The something was a bedroom set for Sara's room. Noah had shopped around for days, not only for the bed, nightstand, and dresser, but for a thick quilt that matched soft floral sheets, which matched a pale green wall-to-wall carpet. Sara didn't say anything when she saw it, but he could tell that she was pleased. She stood at the door for a long time, just looking with wide eyes and what might have been, with an optimistic stretch of the imagination, the tiniest ghost of a smile.
Pleased, he hung her clothes in the closet and left her alone to change. Fifteen minutes later, lightheaded with his stunning daughter next to him in the car, he directed the Explorer toward Bernie's Bearnaise. Passing Tucker General and the medical building beside it, he could have sworn he saw Paige's car turn in.
Had he been alone, he would have stopped and shared his little victory with her. He thought about her often, usually in the middle of the night when he awoke in a bed that seemed too large, too cold, and too sterilewhich was incredible, since he'd been sleeping in the very same bed for years and had never felt quite those things. Paige was a tickle at the base of his spine that, if left to its own devices, spread to his front and lower. She was unfinished business.
For a minute, even with Sara, he thought of stopping. Then he decided against it. This was a time for Sara and him. It was important that nothing at all intrude.
Paige parked and trotted into the building and up the stairs. When she entered the office, Ginny was standing by the phone clutching a brown paper bag.
Worriedly she whispered "I bought a quart of milk during lunch and left it here by mistake.
When I stopped back to get it, I saw him."

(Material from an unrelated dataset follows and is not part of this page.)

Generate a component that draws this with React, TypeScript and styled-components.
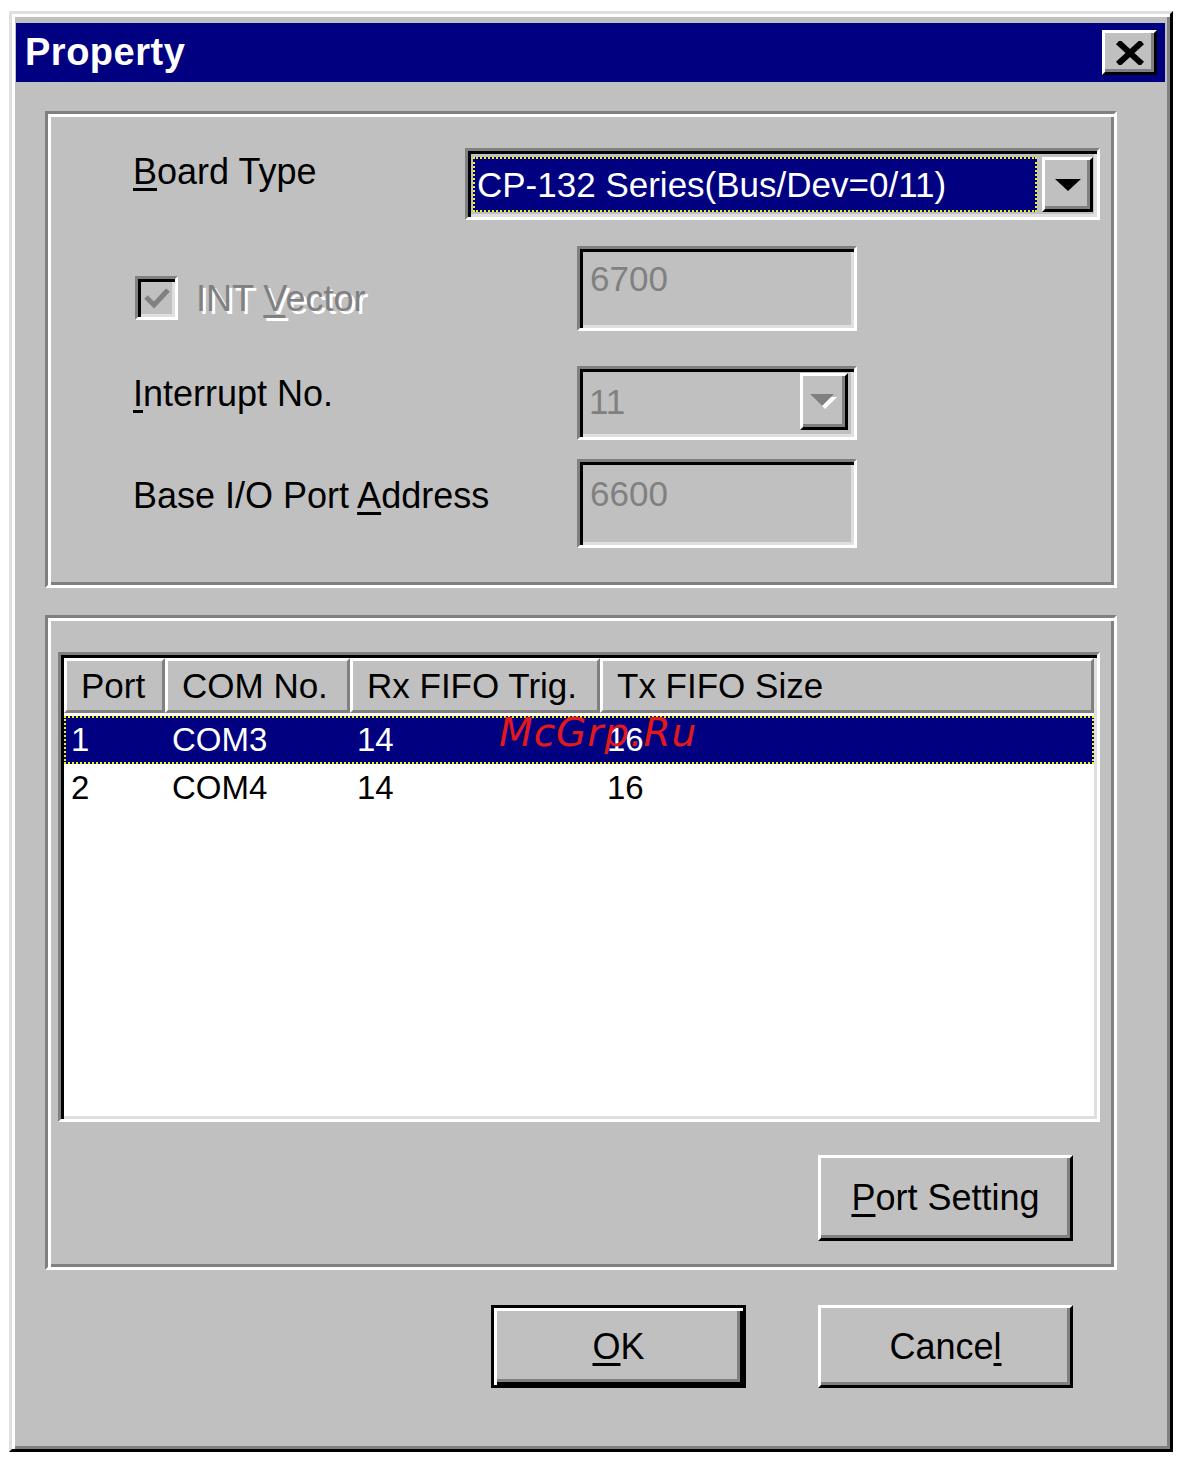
import React from "react";
import styled, { createGlobalStyle, css } from "styled-components";

const GlobalStyle = createGlobalStyle`
  html, body { margin: 0; padding: 0; background: #fff; }
  body { font-family: "Liberation Sans", Arial, sans-serif; color: #000; }
  * { box-sizing: border-box; }
`;

const raised = css`
  border: 3px solid;
  border-color: #fff #000 #000 #fff;
  box-shadow: inset -3px -3px #808080;
`;

const sunken = css`
  border: 3px solid;
  border-color: #808080 #fff #fff #808080;
  box-shadow: inset 3px 3px #000, inset -3px -3px #dfdfdf;
`;

const etched = css`
  border: 3px solid;
  border-color: #808080 #fff #fff #808080;
  box-shadow: inset 3px 3px #fff, inset -3px -3px #808080;
`;

const Window = styled.div`
  width: 1164px;
  height: 1441px;
  margin: 11px 0 0 9px;
  background: #c0c0c0;
  border: 3px solid;
  border-color: #dfdfdf #000 #000 #dfdfdf;
  box-shadow: inset 3px 3px #fff, inset -3px -3px #808080;
  padding: 9px 5px 0 4px;
  display: flex;
  flex-direction: column;
`;

const TitleBar = styled.div`
  height: 59px;
  background: #000080;
  display: flex;
  align-items: center;
  justify-content: space-between;
  padding: 0 8px 0 9px;
`;

const Title = styled.span`
  color: #fff;
  font-weight: bold;
  font-size: 38px;
  letter-spacing: 0.5px;
`;

const CloseButton = styled.div`
  width: 55px;
  height: 45px;
  background: #c0c0c0;
  ${raised};
  display: flex;
  align-items: center;
  justify-content: center;
`;

const Content = styled.div`
  display: flex;
  flex-direction: column;
  padding: 29px 48px 0 29px;
`;

const Group = styled.div<{ $h: number; $mt?: number; $pad: string }>`
  ${etched};
  height: ${(p) => p.$h}px;
  margin-top: ${(p) => p.$mt ?? 0}px;
  padding: ${(p) => p.$pad};
  display: flex;
  flex-direction: column;
`;

const Row = styled.div<{ $h: number; $mt?: number }>`
  display: flex;
  align-items: flex-start;
  height: ${(p) => p.$h}px;
  margin-top: ${(p) => p.$mt ?? 0}px;
`;

const Label = styled.div<{ $w: number; $pt: number }>`
  width: ${(p) => p.$w}px;
  flex-shrink: 0;
  padding-top: ${(p) => p.$pt}px;
  font-size: 36px;
  line-height: 41px;
  display: flex;
  align-items: center;
  white-space: nowrap;
`;

const Key = styled.u`
  text-decoration-thickness: 3px;
  text-underline-offset: 4px;
`;

const CheckBox = styled.div`
  width: 43px;
  height: 44px;
  ${sunken};
  background: #c0c0c0;
  margin: 0 18px 0 2px;
  display: flex;
  align-items: center;
  justify-content: center;
  flex-shrink: 0;
`;

const DisabledText = styled.span`
  color: #808080;
  text-shadow: 3px 3px 0 #fff;
`;

const Field = styled.div<{ $h: number; $pt: number }>`
  width: 280px;
  height: ${(p) => p.$h}px;
  ${sunken};
  background: #c0c0c0;
  color: #808080;
  font-size: 35px;
  line-height: 41px;
  padding: ${(p) => p.$pt}px 0 0 10px;
`;

const Combo = styled.div<{ $w: number; $h: number; $pad: string }>`
  width: ${(p) => p.$w}px;
  height: ${(p) => p.$h}px;
  ${sunken};
  background: #c0c0c0;
  display: flex;
  gap: 5px;
  padding: ${(p) => p.$pad};
`;

const Selection = styled.div`
  flex: 1;
  background: #000080;
  color: #fff;
  border: 2px dotted #f4f400;
  font-size: 35px;
  display: flex;
  align-items: center;
  padding-left: 2px;
  white-space: nowrap;
`;

const ComboText = styled.div`
  flex: 1;
  color: #808080;
  font-size: 35px;
  display: flex;
  align-items: center;
  padding-left: 6px;
`;

const DropButton = styled.div<{ $w: number }>`
  width: ${(p) => p.$w}px;
  flex-shrink: 0;
  background: #c0c0c0;
  ${raised};
  display: flex;
  align-items: center;
  justify-content: center;
`;

const ListView = styled.div`
  position: relative;
  height: 470px;
  ${sunken};
  background: #fff;
  padding: 3px;
  display: flex;
  flex-direction: column;
`;

const HeaderRow = styled.div`
  display: flex;
  height: 55px;
  flex-shrink: 0;
`;

const HeaderCell = styled.div<{ $w?: number }>`
  ${(p) => (p.$w ? `width: ${p.$w}px; flex-shrink: 0;` : "flex: 1;")}
  background: #c0c0c0;
  border: 3px solid;
  border-color: #fff #808080 #808080 #fff;
  font-size: 35px;
  display: flex;
  align-items: center;
  padding-left: 14px;
  white-space: nowrap;
`;

const ItemRow = styled.div<{ $selected?: boolean; $mt?: number }>`
  display: grid;
  grid-template-columns: 101px 185px 250px 1fr;
  height: 48px;
  margin-top: ${(p) => p.$mt ?? 0}px;
  align-items: center;
  font-size: 33px;
  color: ${(p) => (p.$selected ? "#fff" : "#000")};
  background: ${(p) => (p.$selected ? "#000080" : "transparent")};
  outline: ${(p) => (p.$selected ? "2px dotted #f4f400" : "none")};
  outline-offset: -2px;
`;

const Cell = styled.div`
  padding-left: 7px;
  white-space: nowrap;
`;

const Watermark = styled.div`
  position: absolute;
  left: 438px;
  top: 57px;
  font-family: "DejaVu Sans", "Liberation Sans", sans-serif;
  font-style: italic;
  font-size: 39px;
  line-height: 42px;
  letter-spacing: 1px;
  color: #e01a1a;
  pointer-events: none;
`;

const PushButton = styled.div<{ $h: number; $default?: boolean; $mt?: number; $mr?: number }>`
  width: 255px;
  height: ${(p) => p.$h}px;
  margin-top: ${(p) => p.$mt ?? 0}px;
  margin-right: ${(p) => p.$mr ?? 0}px;
  background: #c0c0c0;
  font-size: 36px;
  display: flex;
  align-items: center;
  justify-content: center;
  flex-shrink: 0;
  ${(p) =>
    p.$default
      ? css`
          border: 3px solid #000;
          box-shadow: inset 3px 3px #fff, inset -3px -3px #000, inset -6px -6px #808080;
        `
      : raised}
`;

const PortSettingButton = styled(PushButton)`
  align-self: flex-end;
`;

const Footer = styled.div`
  display: flex;
  justify-content: flex-end;
  gap: 72px;
  margin-top: 35px;
  padding-right: 44px;
`;

const ports = [
  { port: "1", com: "COM3", rx: "14", tx: "16" },
  { port: "2", com: "COM4", rx: "14", tx: "16" },
];

const App = () => {
  return (
    <>
      <GlobalStyle />
      <Window>
        <TitleBar>
          <Title>Property</Title>
          <CloseButton>
            <svg width="28" height="24" viewBox="0 0 28 24">
              <path d="M2 1 L26 23 M26 1 L2 23" stroke="#000" strokeWidth="6" />
            </svg>
          </CloseButton>
        </TitleBar>

        <Content>
          <Group $h={477} $pad="34px 0 0 85px">
            <Row $h={72}>
              <Label $w={332} $pt={3}>
                <span>
                  <Key>B</Key>oard Type
                </span>
              </Label>
              <Combo $w={635} $h={72} $pad="6px 4px 5px 5px">
                <Selection>CP-132 Series(Bus/Dev=0/11)</Selection>
                <DropButton $w={51}>
                  <svg width="26" height="12" viewBox="0 0 26 12">
                    <polygon points="0,0 26,0 13,12" fill="#000" />
                  </svg>
                </DropButton>
              </Combo>
            </Row>

            <Row $h={85} $mt={26}>
              <Label $w={444} $pt={30}>
                <CheckBox>
                  <svg width="26" height="22" viewBox="0 0 26 22">
                    <polyline points="2,10 10,18 24,3" fill="none" stroke="#808080" strokeWidth="5" />
                  </svg>
                </CheckBox>
                <DisabledText>
                  INT <Key>V</Key>ector
                </DisabledText>
              </Label>
              <Field $h={85} $pt={9}>6700</Field>
            </Row>

            <Row $h={74} $mt={35}>
              <Label $w={444} $pt={7}>
                <span>
                  <Key>I</Key>nterrupt No.
                </span>
              </Label>
              <Combo $w={280} $h={74} $pad="4px 6px 7px 3px">
                <ComboText>11</ComboText>
                <DropButton $w={48}>
                  <svg width="28" height="16" viewBox="0 0 28 16">
                    <polygon points="3,3 27,3 15,15" fill="#fff" />
                    <polygon points="0,0 24,0 12,12" fill="#808080" />
                  </svg>
                </DropButton>
              </Combo>
            </Row>

            <Row $h={89} $mt={19}>
              <Label $w={444} $pt={16}>
                <span>
                  Base I/O Port <Key>A</Key>ddress
                </span>
              </Label>
              <Field $h={89} $pt={11}>6600</Field>
            </Row>
          </Group>

          <Group $h={655} $mt={27} $pad="34px 14px 0 10px">
            <ListView>
              <HeaderRow>
                <HeaderCell $w={101}>Port</HeaderCell>
                <HeaderCell $w={185}>COM No.</HeaderCell>
                <HeaderCell $w={250}>Rx FIFO Trig.</HeaderCell>
                <HeaderCell>Tx FIFO Size</HeaderCell>
              </HeaderRow>
              {ports.map((p, i) => (
                <ItemRow key={p.port} $selected={i === 0} $mt={i === 0 ? 3 : 0}>
                  <Cell>{p.port}</Cell>
                  <Cell>{p.com}</Cell>
                  <Cell>{p.rx}</Cell>
                  <Cell>{p.tx}</Cell>
                </ItemRow>
              ))}
              <Watermark>McGrp.Ru</Watermark>
            </ListView>
            <PortSettingButton $h={86} $mt={33} $mr={27}>
              <span>
                <Key>P</Key>ort Setting
              </span>
            </PortSettingButton>
          </Group>

          <Footer>
            <PushButton $h={83} $default>
              <span>
                <Key>O</Key>K
              </span>
            </PushButton>
            <PushButton $h={83}>
              <span>
                Cance<Key>l</Key>
              </span>
            </PushButton>
          </Footer>
        </Content>
      </Window>
    </>
  );
};

export default App;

Paige patted her arm. "I'm glad you did.
Thanks, Ginny. I'll go see him."
Peter was in his office, sitting at the desk, but barely. He looked as though the weakest nudge would send him crashing to the floor.

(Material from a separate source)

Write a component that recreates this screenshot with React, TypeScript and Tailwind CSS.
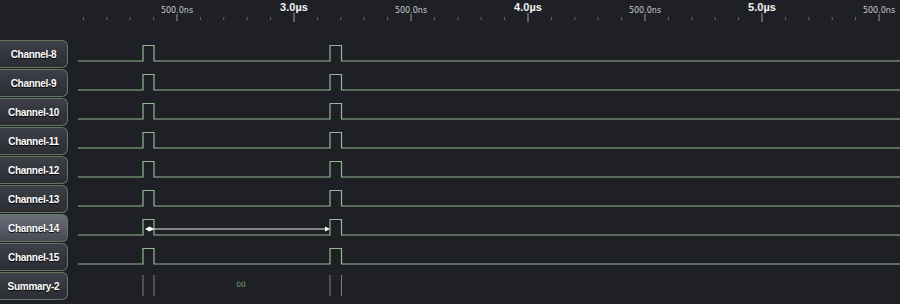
import React from 'react'

const channels = ['Channel-8', 'Channel-9', 'Channel-10', 'Channel-11', 'Channel-12', 'Channel-13', 'Channel-14', 'Channel-15']

// pixels per microsecond on the time ruler, 2.0µs sits at x=60
const PX_US = 234
const X0 = 60

const SIG = '#92ba92'

function Ruler() {
  const ticks = []
  for (let i = 1; i <= 36; i++) {
    const x = X0 + (i * PX_US) / 10
    if (x > 900) break
    const major = i % 10 === 0
    const mid = i % 5 === 0 && !major
    ticks.push(
      <line
        key={i}
        x1={x}
        x2={x}
        y1={major ? 13 : mid ? 14 : 17}
        y2={major ? 22 : mid ? 21 : 20}
        stroke={major || mid ? '#9a9ca0' : '#6a6c70'}
        strokeWidth={1}
      />
    )
  }
  const majors = [3, 4, 5]
  const mids = [2.5, 3.5, 4.5, 5.5]
  return (
    <svg width={900} height={40} className="block">
      {ticks}
      {majors.map((m) => (
        <text
          key={m}
          x={X0 + (m - 2) * PX_US}
          y={11}
          textAnchor="middle"
          fill="#f2f2f2"
          fontSize={11}
          fontWeight={700}
          fontFamily="'Liberation Sans', Arial, sans-serif"
        >
          {m.toFixed(1)}µs
        </text>
      ))}
      {mids.map((m) => (
        <text
          key={m}
          x={X0 + (m - 2) * PX_US}
          y={13}
          textAnchor="middle"
          fill="#c8c9cc"
          fontSize={8}
          fontFamily="'DejaVu Sans', sans-serif"
        >
          500.0ns
        </text>
      ))}
    </svg>
  )
}

function Signal({ marker }: { marker?: boolean }) {
  const lo = 21
  const hi = 5.5
  const d = `M78 ${lo} H143 V${hi} H154 V${lo} H330 V${hi} H341.5 V${lo} H900`
  return (
    <svg width={832} height={28} viewBox="68 0 832 28" className="block">
      <path d={d} fill="none" stroke={SIG} strokeWidth={1.2} />
      {marker && (
        <g>
          <line x1={150} x2={327} y1={15} y2={15} stroke="#e8e8e8" strokeWidth={1.2} />
          <polygon points="145,15 149.5,12.5 154,15 149.5,17.5" fill="#ffffff" />
          <polygon points="325,12.5 330,15 325,17.5" fill="#ffffff" />
        </g>
      )}
    </svg>
  )
}

function Summary() {
  return (
    <svg width={832} height={28} viewBox="68 0 832 28" className="block">
      {[143, 154, 330, 341.5].map((x) => (
        <line key={x} x1={x} x2={x} y1={3} y2={24} stroke="#7c7e82" strokeWidth={1} />
      ))}
      <text x={241} y={15} textAnchor="middle" fill="#7f9f7f" fontSize={7.5} fontFamily="'DejaVu Sans', sans-serif">
        00
      </text>
    </svg>
  )
}

function Label({ name, active }: { name: string; active?: boolean }) {
  return (
    <div
      className={`w-[68px] h-[28px] shrink-0 flex items-center justify-center rounded-r-[6px] border border-l-0 border-[#627762] text-[10px] tracking-[-0.3px] font-bold text-white [text-shadow:0_1px_1px_#000] ${
        active ? 'bg-gradient-to-b from-[#6c707a] to-[#474a54]' : 'bg-gradient-to-b from-[#3d4048] to-[#2b2d33]'
      }`}
      style={{ fontFamily: "'Liberation Sans', Arial, sans-serif" }}
    >
      {name}
    </div>
  )
}

export default function App() {
  return (
    <div className="w-[900px] h-[304px] bg-[#1e2025] overflow-hidden">
      <Ruler />
      <div className="flex flex-col gap-px">
        {channels.map((c) => (
          <div key={c} className="flex h-[28px]">
            <Label name={c} active={c === 'Channel-14'} />
            <Signal marker={c === 'Channel-14'} />
          </div>
        ))}
        <div className="flex h-[28px]">
          <Label name="Summary-2" />
          <Summary />
        </div>
      </div>
    </div>
  )
}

"Hey." Paige smiled as she approached the desk. "What're you doin'?"
Peter moved his forearms over something that had been crushed and unfolded. "Jus' neaten' up." His fingertips glanced clumsily across two bottles of Scotch. The nearly empty one fell over. He grabbed for it and missed. Paige set it straight. While he swore under his breath about the waste of good brew, she mopped up what little had spilled.
"You're usually over at the Tavern by now.
Have you had any dinner?"
"Don' wanna eat. No point."
"Sure there is. You have to keep up your strength. You have patients who depend on you." None of whom, she prayed, would be calling with an emergency this night. Then again, she could cover any emergencies, but if he went staggering down the street, the whole town would know by morning that its favorite son had been drunk.
Paige had never known him to be drunk before.
She wondered what was behind it.
He moved his forearms again, as though trying to hide what was beneath them.
"Whatcha got there?" she asked.
"Not a thing," he answered, enunciating each word.
It was a photograph. She could see that much, though no more, and felt a wrenching depression deep inside. "Oh, Peter. You told me you destroyed them."
"Tried," he said. "Right in the basket. But I pulled em back out.
Therrrrre all I have of her now."
"But it's not right," she pleaded. "You know it's not. Those pictures are inappropriate, whether she was eighteen or not."
He barked out a laugh. "Hah! She wazzzzn't eighteen! Maybe wished she was, but she had these teeny-weeny lines on her hands," he gestured "and on her neck, and these teeny-weeny veins on her thighs, she din't like those, lemme tell you."
Paige took the opportunity of his gesturing to lift the photograph from the desk, but even before she turned it right side up she had an odd sense of what she'd find. It was a picture of Mara, fully dressed, grinning for the camera with a silliness that few people ever saw in her.
The great depression widened inside her. Not pedophilia, but what?
Fascination? Obsession?
Love?
"It's beautiful," she whispered. "I didn't know you'd taken pictures of her."
He reached for the photograph, put it back on the desk, and scrubbed its surface with his palms in an attempt to erase the creases.